Denis Villeneuve's "Dune: Part Two" is the kind of movie that shows off its craftsmanship. Every sprawling desert shot, every knife fight and worm ride, every gorgeously scored montage declares how much careful planning and intention went into the construction of the film. "Dune: Part Two" is already blowing people away at the box office, and it's easy to see why. It's the kind of meticulous spectacle that cinemas are made for.

Yet even in the most carefully planned movies, there are always moments of surprise and improvisation. It's impossible to foresee everything that could happen during filming, after all, and great actors will always bring new twists that the writers and directors never could have foreseen. In the case of "Dune: Part Two," Austin Butler improvised one particular moment as the villainous Feyd-Rautha Harkonnen. In the scene where Stellan Skarsgård's Baron Vladimir Harkonnen assigns dominion of Arrakis to Feyd, he leans down to kiss his nephew on the lips, seemingly as a kind of blessing. Feyd then pulls his uncle back down for a second kiss, holding his gaze fiercely afterward as if to assert his own power.

Apparently, this moment was an on-set addition from Butler. "He's game for anything," the actor told Access Hollywood in reference to Skarsgård. "He's the best." When asked if he enjoys shocking his co-stars, Butler said that surprises are just part of acting. "It's always about how you're trying to affect somebody else," he said.

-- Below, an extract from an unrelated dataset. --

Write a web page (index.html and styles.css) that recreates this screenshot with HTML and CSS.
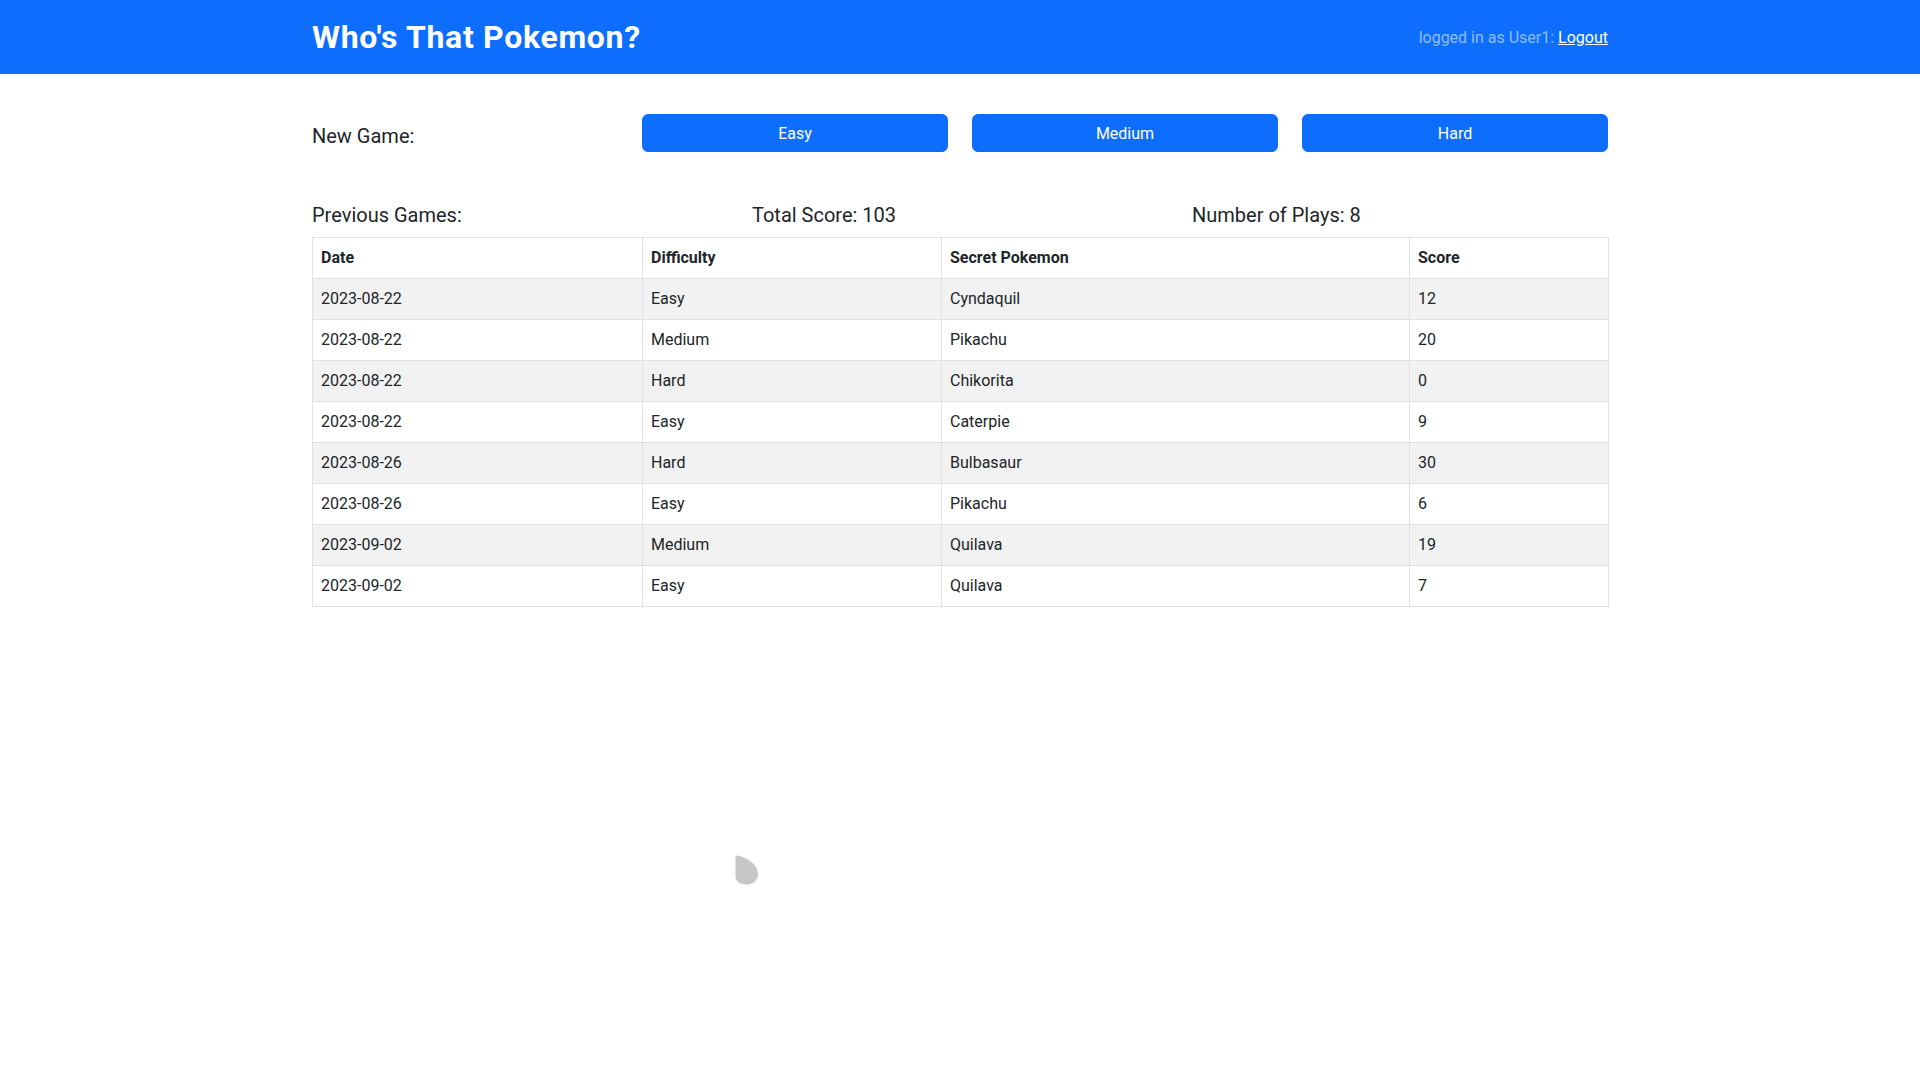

The Dune movies avoid the Harkonnens' more problematic traits

In Frank Herbert's "Dune," Baron Harkonnen is portrayed as a sexual deviant in no uncertain terms. It's one part of the novel that fails to hold up under modern-day scrutiny. The baron is the only character heavily implied to be gay, and his sexuality is blended with incestuous and pedophilic desires, gluttony, and violence. The confluence of homosexuality with perversion and evil is obviously deeply problematic, and it makes sense that Denis Villeneuve and his team would want to steer clear of this particular aspect of the Harkonnens.

There are some things that "Dune: Part Two" just gets wrong from the book, but for the most part, the film's changes are understandable and fitting. If you've read the novel, the kiss between Feyd-Rautha and the baron may evoke these more complicated portrayals of the Harkonnens, but the scene has a totally different intonation in the movie. It's not a sexualized moment but an exchange of power. The baron knows that Feyd will likely take his place in the near future, but he maintains the public air of being the one really in charge of the family. By taking control of that public moment with a second kiss, Feyd asserts before the whole crowd that he's really the one running the show now.